# Goal of the exercise
Tell how many lines carry the word "this"; the reply is the number and nothing else.

# Material
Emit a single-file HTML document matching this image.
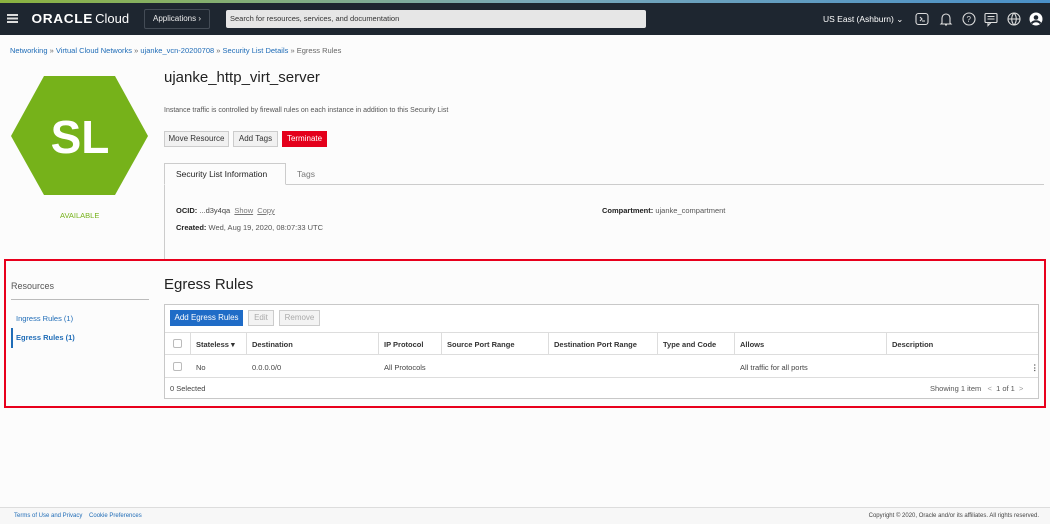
<!DOCTYPE html>
<html><head><meta charset="utf-8"><style>
*{box-sizing:border-box;margin:0;padding:0}
body{width:1050px;height:524px;overflow:hidden;background:#fcfcfc;font-family:"Liberation Sans",Arial,sans-serif;color:#333;position:relative}
.abs{position:absolute}
.hdr{left:0;top:0;width:1050px;height:35px;background:#1e2630}
.strip{left:0;top:0;width:1050px;height:3px;background:linear-gradient(90deg,#8bb23f,#7aa9b8,#4a90c8)}
a{color:#1f6cb7;text-decoration:none}
.btn{position:absolute;height:16px;font-size:8px;line-height:14px;border:1px solid #ccc;background:#f1f1f1;text-align:center;color:#333}
.tbl{left:164px;top:304px;width:875px;height:95px;border:1px solid #c8c8c8;background:#fff}
.hl{position:absolute;left:0;width:873px;height:1px;background:#ddd}
.th{position:absolute;top:35px;font-size:7.5px;font-weight:bold;color:#333}
.td{position:absolute;top:58px;font-size:7.5px;color:#444}
.vl{position:absolute;top:28px;height:22px;width:1px;background:#ddd}
.cb{position:absolute;width:9px;height:9px;border:1px solid #bbb;border-radius:2px;background:#fff}
</style></head><body>
<div class="abs hdr"></div><div class="abs strip"></div>
<div class="abs" style="left:7px;top:14px;width:11px;height:1.5px;background:#ddd;box-shadow:0 3.5px 0 #ddd,0 7px 0 #ddd"></div>
<div class="abs" style="left:33px;top:12px;color:#fff;font-size:13px;line-height:14px"><span style="letter-spacing:0.6px;font-weight:bold;transform:scaleX(1.05);display:inline-block">ORACLE</span> <span style="font-weight:normal">Cloud</span></div>
<div class="abs" style="left:144px;top:9px;width:66px;height:20px;border:1px solid #444c56;border-radius:2px;color:#eee;font-size:8px;line-height:18px;text-align:center">Applications ›</div>
<div class="abs" style="left:226px;top:10px;width:420px;height:18px;background:#e6e6e6;border-radius:2px;font-size:7.5px;line-height:18px;padding-left:4px;color:#333">Search for resources, services, and documentation</div>
<div class="abs" style="left:823px;top:14px;color:#fff;font-size:8.5px">US East (Ashburn) ⌄</div>
<svg class="abs" style="left:914px;top:11px" width="130" height="16" viewBox="0 0 130 16" fill="none" stroke="#ddd" stroke-width="1.1">
<rect x="2" y="2.5" width="12" height="11" rx="2.5"/><path d="M6 6l2 2-2 2M8 10h3"/>
<path d="M28 12V7a4 4 0 0 1 8 0v5l1 1H27z M31 14h2"/>
<circle cx="55" cy="8" r="6"/><text x="52.5" y="11" font-size="8" fill="#ddd" stroke="none" font-family="Liberation Sans">?</text>
<rect x="71" y="2.5" width="12" height="9" rx="1"/><path d="M74 11.5l0 3 3-3M73.5 5.5h7M73.5 8h7"/>
<circle cx="100" cy="8" r="6"/><path d="M94 8h12M100 2c-3 3-3 9 0 12M100 2c3 3 3 9 0 12"/>
<circle cx="122" cy="8" r="6.5" fill="#fff" stroke="none"/><circle cx="122" cy="6.5" r="2.3" fill="#1e2630" stroke="none"/><path d="M117.5 12.5c2-3 7-3 9 0" stroke="#1e2630" stroke-width="2"/>
</svg>
<div class="abs" style="left:10px;top:46px;font-size:7.5px;color:#666"><a>Networking</a> » <a>Virtual Cloud Networks</a> » <a>ujanke_vcn-20200708</a> » <a>Security List Details</a> » Egress Rules</div>
<svg class="abs" style="left:0;top:0" width="160" height="200"><polygon points="44,76 115,76 148,136 115,195 44,195 11,136" fill="#76b21a"/><text x="80" y="153" text-anchor="middle" font-family="Liberation Sans" font-weight="bold" font-size="46" fill="#fff">SL</text></svg>
<div class="abs" style="left:60px;top:211px;font-size:7.5px;color:#76b21a">AVAILABLE</div>
<div class="abs" style="left:164px;top:69px;font-size:15px;color:#222">ujanke_http_virt_server</div>
<div class="abs" style="left:164px;top:107px;font-size:7px;color:#555">Instance traffic is controlled by firewall rules on each instance in addition to this Security List</div>
<div class="btn" style="left:164px;top:131px;width:65px;height:16px">Move Resource</div>
<div class="btn" style="left:233px;top:131px;width:45px;height:16px">Add Tags</div>
<div class="btn" style="left:282px;top:131px;width:45px;height:16px;background:#e4001b;border-color:#e4001b;color:#fff">Terminate</div>
<div class="abs" style="left:164px;top:184px;width:880px;height:1px;background:#ccc"></div>
<div class="abs" style="left:164px;top:163px;width:122px;height:22px;border:1px solid #ccc;border-bottom:1px solid #fcfcfc;font-size:8.5px;line-height:21px;padding-left:11px;color:#222">Security List Information</div>
<div class="abs" style="left:297px;top:169px;font-size:8.5px;color:#777">Tags</div>
<div class="abs" style="left:164px;top:185px;width:1px;height:75px;background:#ccc"></div>
<div class="abs" style="left:176px;top:206px;font-size:7.5px;color:#444"><b style="color:#222">OCID:</b> ...d3y4qa &nbsp;<u style="color:#777">Show</u> &nbsp;<u style="color:#777">Copy</u></div>
<div class="abs" style="left:176px;top:223px;font-size:7.5px;color:#555"><b style="color:#222">Created:</b> Wed, Aug 19, 2020, 08:07:33 UTC</div>
<div class="abs" style="left:602px;top:206px;font-size:7.5px;color:#555"><b style="color:#222">Compartment:</b> ujanke_compartment</div>
<div class="abs" style="left:4px;top:259px;width:1042px;height:149px;border:2.5px solid #e8001c"></div>
<div class="abs" style="left:11px;top:281px;font-size:9px;color:#555">Resources</div>
<div class="abs" style="left:11px;top:299px;width:138px;height:1px;background:#bbb"></div>
<div class="abs" style="left:16px;top:314px;font-size:7.5px"><a>Ingress Rules (1)</a></div>
<div class="abs" style="left:11px;top:328px;width:2px;height:20px;background:#1f6cb7"></div>
<div class="abs" style="left:16px;top:333px;font-size:7.5px;font-weight:bold"><a>Egress Rules (1)</a></div>
<div class="abs" style="left:164px;top:276px;font-size:15px;color:#222">Egress Rules</div>
<div class="abs tbl">
<div class="btn" style="left:5px;top:5px;width:73px;background:#1f6cc7;border-color:#1f6cc7;color:#fff">Add Egress Rules</div>
<div class="btn" style="left:83px;top:5px;width:26px;color:#aaa;background:#f3f3f3">Edit</div>
<div class="btn" style="left:114px;top:5px;width:41px;color:#aaa;background:#f3f3f3">Remove</div>
<div class="hl" style="top:27px"></div><div class="hl" style="top:49px"></div><div class="hl" style="top:72px"></div>
<div class="vl" style="left:25px"></div><div class="vl" style="left:81px"></div><div class="vl" style="left:213px"></div><div class="vl" style="left:276px"></div><div class="vl" style="left:383px"></div><div class="vl" style="left:492px"></div><div class="vl" style="left:569px"></div><div class="vl" style="left:721px"></div>
<div class="cb" style="left:8px;top:34px"></div><div class="cb" style="left:8px;top:57px"></div>
<div class="th" style="left:31px">Stateless ▾</div><div class="th" style="left:87px">Destination</div><div class="th" style="left:219px">IP Protocol</div><div class="th" style="left:282px">Source Port Range</div><div class="th" style="left:389px">Destination Port Range</div><div class="th" style="left:498px">Type and Code</div><div class="th" style="left:575px">Allows</div><div class="th" style="left:727px">Description</div>
<div class="td" style="left:31px">No</div><div class="td" style="left:87px">0.0.0.0/0</div><div class="td" style="left:219px">All Protocols</div><div class="td" style="left:575px">All traffic for all ports</div><div class="td" style="left:866px;font-weight:bold">⋮</div>
<div class="abs" style="left:5px;top:79px;font-size:7.5px;color:#444">0 Selected</div>
<div class="abs" style="left:765px;top:79px;font-size:7.5px;color:#555">Showing 1 item &nbsp;&nbsp;<span style="color:#999">&lt;</span>&nbsp; 1 of 1 &nbsp;<span style="color:#999">&gt;</span></div>
</div>
<div class="abs" style="left:0;top:507px;width:1050px;height:17px;background:#f7f7f7;border-top:1px solid #ddd"></div>
<div class="abs" style="left:14px;top:513px;font-size:6px"><a>Terms of Use and Privacy</a> &nbsp;&nbsp; <a>Cookie Preferences</a></div>
<div class="abs" style="right:11px;top:513px;font-size:6px;color:#444">Copyright © 2020, Oracle and/or its affiliates. All rights reserved.</div>
</body></html>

# Correct answer
2